Even though it is at no point explicitly mentioned, cineastes may recognize that the female performers are in fact describing not a real or imaginative event, but concrete media content: the homoerotic love scene of the two male protagonists in Ang Lee’s cowboy movie Brokeback Mountain (2005). Since the verbal action in the artist’s video is a remediation of a Hollywood movie, the question of the representational taboo is further complicated: the video paradoxically stages and claims the non-representability of a scene that has previously been seen by millions of people and which, according to film critics, has in fact broken one of the taboos of mainstream cinema!

 

Because the verbal representation refers to a concrete work of art, the mode of narration is thus not only to be considered a post-modern variant of teichoscopy and a post-modern media reflection on this ancient drama convention, but also as literary ekphrasis, a recent concept in literary theory borrowed from art history, which stands for detailed verbal descriptions of works of visual art within literature, aiming at a vivid evocation of the object.

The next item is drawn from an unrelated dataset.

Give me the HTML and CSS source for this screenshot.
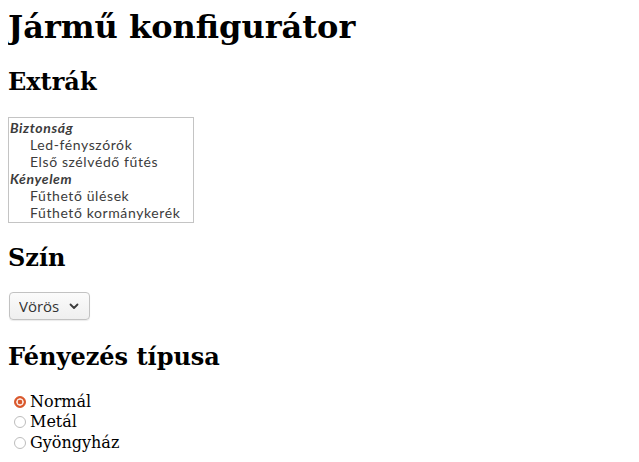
FILE: index.html
```html
<!DOCTYPE html>
<html lang="hu">
<head>
<meta charset="utf-8">
<title>Jármű konfigurátor</title>
<link rel="stylesheet" href="styles.css">
</head>
<body>
<h1 class="title">Jármű konfigurátor</h1>
<h2>Extrák</h2>
<div class="extras-wrap">
  <div class="extras" role="listbox" aria-multiselectable="true" aria-label="Extrák">
    <div class="group" role="group" aria-label="Biztonság">
      <div class="group-label">Biztonság</div>
      <div class="opt" role="option">Led-fényszórók</div>
      <div class="opt" role="option">Első szélvédő fűtés</div>
    </div>
    <div class="group" role="group" aria-label="Kényelem">
      <div class="group-label">Kényelem</div>
      <div class="opt" role="option">Fűthető ülések</div>
      <div class="opt" role="option">Fűthető kormánykerék</div>
    </div>
  </div>
</div>
<h2>Szín</h2>
<div class="select-wrap">
  <select class="color">
    <option>Vörös</option>
    <option>Kék</option>
    <option>Fekete</option>
  </select>
  <svg class="chev" width="10" height="7" viewBox="0 0 10 7"><path d="M1.5 1.5 L5 5 L8.5 1.5" fill="none" stroke="#3c3c3c" stroke-width="1.8" stroke-linecap="round" stroke-linejoin="round"/></svg>
</div>
<h2>Fényezés típusa</h2>
<div class="radios">
  <label class="radio"><input type="radio" name="paint" checked>Normál</label>
  <label class="radio"><input type="radio" name="paint">Metál</label>
  <label class="radio"><input type="radio" name="paint">Gyöngyház</label>
</div>
</body>
</html>
```

FILE: styles.css
```css
body {
  margin: 8px;
  font-family: "DejaVu Serif", serif;
  color: #000;
  background: #fff;
}

.title {
  margin-top: 0;
}

.extras-wrap {
  padding-top: 1px;
}

.extras {
  box-sizing: border-box;
  width: 186px;
  height: 106px;
  padding: 1px 0 0 1px;
  border: 1px solid #c4c4c4;
  font-family: Lato, "Open Sans", sans-serif;
  font-size: 14px;
  line-height: 17px;
  letter-spacing: 0.6px;
  color: #3c3c3c;
  background: #fff;
  overflow: hidden;
}

.group-label {
  font-weight: bold;
  font-style: italic;
  height: 17px;
}

.opt {
  padding-left: 20px;
  height: 17px;
  white-space: nowrap;
}

.select-wrap {
  position: relative;
  display: flex;
  width: max-content;
  margin-left: 1px;
  padding-bottom: 2px;
}

.color {
  appearance: none;
  -webkit-appearance: none;
  width: 81px;
  height: 28px;
  margin: 0;
  padding: 0 0 0 9px;
  border: 1px solid #c2c2c2;
  border-radius: 4px;
  background: linear-gradient(#fbfbfb, #efefef);
  font-family: "Open Sans", "Noto Sans", sans-serif;
  font-size: 15px;
  color: #333;
  box-shadow: 0 1px 1px rgba(0, 0, 0, 0.08);
}

.chev {
  position: absolute;
  right: 11px;
  top: 11px;
  pointer-events: none;
}

.radios {
  display: flex;
  flex-direction: column;
  margin-top: 4px;
}

.radio {
  display: flex;
  align-items: center;
  height: 20.5px;
}

.radio input {
  appearance: none;
  -webkit-appearance: none;
  width: 12px;
  height: 12px;
  margin: 1px 4px 0 6px;
  border: 1px solid #bdbdbd;
  border-radius: 50%;
  background: #fff;
}

.radio input:checked {
  border-color: #d9572b;
  background: radial-gradient(circle, #d9572b 0 2px, #fbe9e3 2.6px 3.4px, #d9572b 4px);
}
```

Regnava nel silenzio, one may conclude, receives its literary qualities less in poetic language than in the adaptation of such literary techniques established in classical drama and in narrative alike.

 

 

 

An excerpt from: Claudia Benthien: „The Literariness of New Media Art – A Case for Expanding the Domain of Literary Studies (with Analyses of Recent Video Art by Keren Cytter, Freya Hattenberger and Magdalena von Rudy)”. Journal of Literary Theory 6.2: Themenheft ‚Literary Theory and Media Change’ (2012), p. 311-336, here 328-331.

 

 

 

 

 


1 Reference is made here to the presentation of Regnava del silenzio in the 2010 group exhibition Ars Homo Erotica in the National Museum of Warsaw.

2 άσεμνο (ob skena), in the sense both of ‘off-scene’ and ‘ob-scene’, as one of the suggested—albeit highly controversial—etymologies for the Greek adjective.